When the darker forces in one’s own nature are not recognized, and are even denied, those darker forces are frequently projected onto another, according to the writings of psychologist Carl Jung, because one cannot accept the fullness of who one is, with both the light and the darkness exposed in consciousness. In recognizing that everyone has both forces within his or her nature, and not being afraid to acknowledge that fact, one is better able to be in control of one’s darker forces, rather than being reactionary to it in ways that may harm oneself or others.
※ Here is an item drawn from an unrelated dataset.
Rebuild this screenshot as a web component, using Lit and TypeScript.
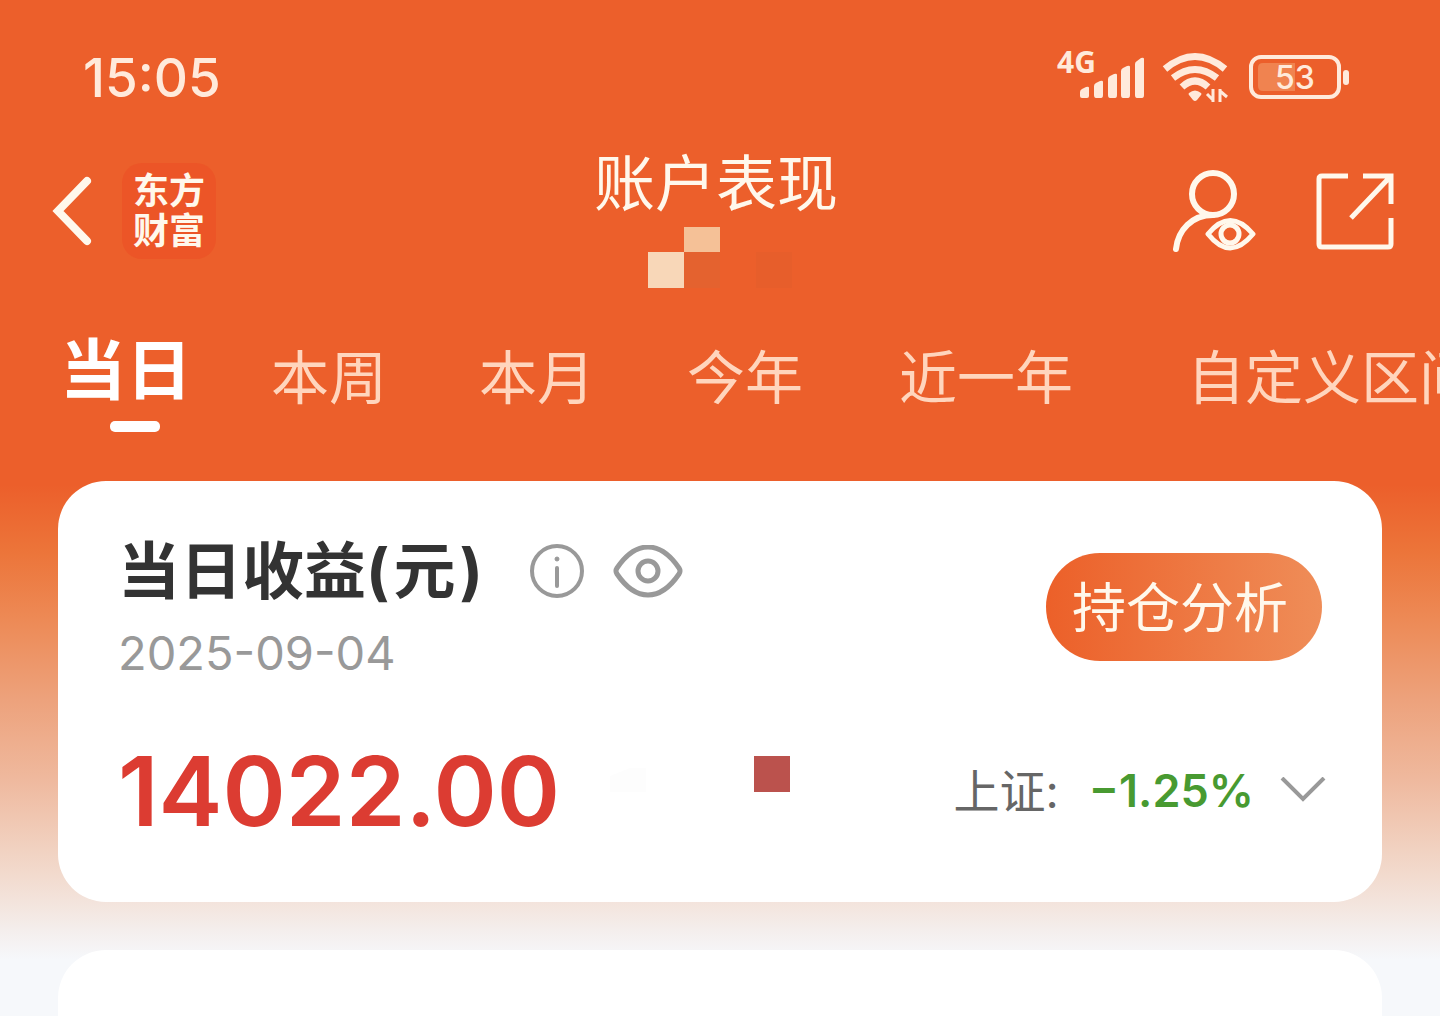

In my December 9, 2010 post entitled, “A Conversation With Isabella Rossellini,” I had given an example of how unacknowledged darker sexual urges had been projected to others, with a destructive end, as the result. Part of that post follows:
“I had previously shared with her (Ms. Rossellini) the example of my life’s experience, while I was growing up in South Georgia, during the days of Jim Crow. I told her that – like the young, innocent characters in “Blue Velvet” – the 1950s South had a sweet innocence on the surface, but underneath was the ugliness of the violence toward African-Americans, if not always to their bodies then, certainly, to their spirits. I said that I thought that much of the white Southerners’ violence and anger, especially toward the African-American male, during that era of Southern history, stemmed from the white Southerners’ own unacknowledged darker sexuality which was projected onto the Black male.”
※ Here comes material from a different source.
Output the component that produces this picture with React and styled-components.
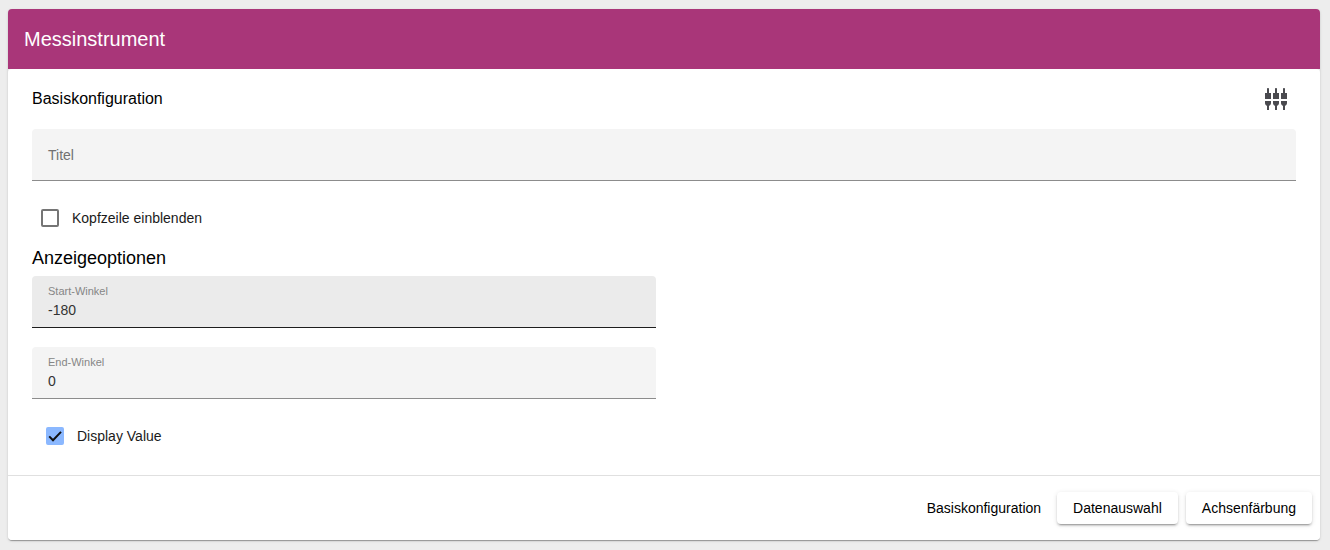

I thanked Ms. Rossellini for helping to “free human beings, throughout the world, in awareness of their sexuality” through her recent short humorous videos entitled “Seduce Me.” I expressed that I thought she had also “helped to free their spirits – because the spirit is made more whole when sexuality is not repressed.”
Ms. Rossellini is European. My husband’s family was European. I believe that Europeans have a healthier attitude both toward sexuality and the work ethic than do most Americans. Sexuality is seen as a natural part of life to be enjoyed, just as a glass of wine is enjoyed. Topless beaches are not shocking to observe in parts of France. Work is valued in Europe, but it is lived in balance with all other parts of one’s life. Many places in Europe close their businesses, during a midday break of several hours, spent with friends and family enjoying a large meal together. After that, the businesses open again and are kept open until later in the evening. The evening meal is very light. Many Europeans, also, take a month’s “holiday,” or vacation, at least once a year. I sometimes think, if my husband’s family had not emigrated to America when he was nine years old, that he would not have died prematurely. He had worked continuously for 42 years in America and he was exhausted mentally and physically when he died of a major stroke at age 60. He might have been able to have enjoyed life more – which he so loved to do – within the French culture, which values taking the time to savor life’s pleasures.
Because of the lasting influence of Puritanism, women have traditionally been assigned one of two roles: that of Madonna or Whore. She must be either a “good” girl or a “bad” girl, and not a mature, integrated woman who has acknowledged elements of both characteristics within her nature. The same parallel – of not being able to integrate the “good” and “bad” sexual characteristics within his total nature – would also be true for a man who has not reached sexual maturity. In addition, there has long been a double standard regarding sexual activity for men and for women. Both are examples of stereotypical sexual perceptions which limit individuals from reaching sexual maturity with a partner who has also reached sexual maturity. These types of stereotypical thought have probably hurt many marriages. I suspect that sexual frustration is one of the main reasons that many Americans express exaggerated anger, rudeness, and aggression toward others.
I am not an advocate of adultery. Seeking a sexual partner other than one’s mate often creates more problems than it solves. I have frequently written of the value of reaching for higher spiritual consciousness on this blog. In today’s post, I am writing of the value of reaching for greater sexual consciousness in order to become more sexually, and emotionally, fulfilled. One’s sexuality is an expression of who one is, uniquely. To be able to open one’s self fully to another, with all aspects of one’s nature exposed, including one’s sexuality, creates deep intimacy and trust between lovers. That type of shared eroticism instills yearning for the other in ways that only one’s lover can fulfill. It contains depth of passion for the beloved that is so much richer in sensuality than simply achieving physical release through intercourse with a person who fits a stereotypical sexual image or some generalized idea of what is sexual. Sexual passion that contains depth is not contingent upon youth, or beauty, or the victory of “winning” another, but upon desiring one’s partner as a unique and cherished lover. That type of sexual passion is a celebration of the joy experienced when one is so fully connected with the beloved that his or her mere presence makes one feel totally alive.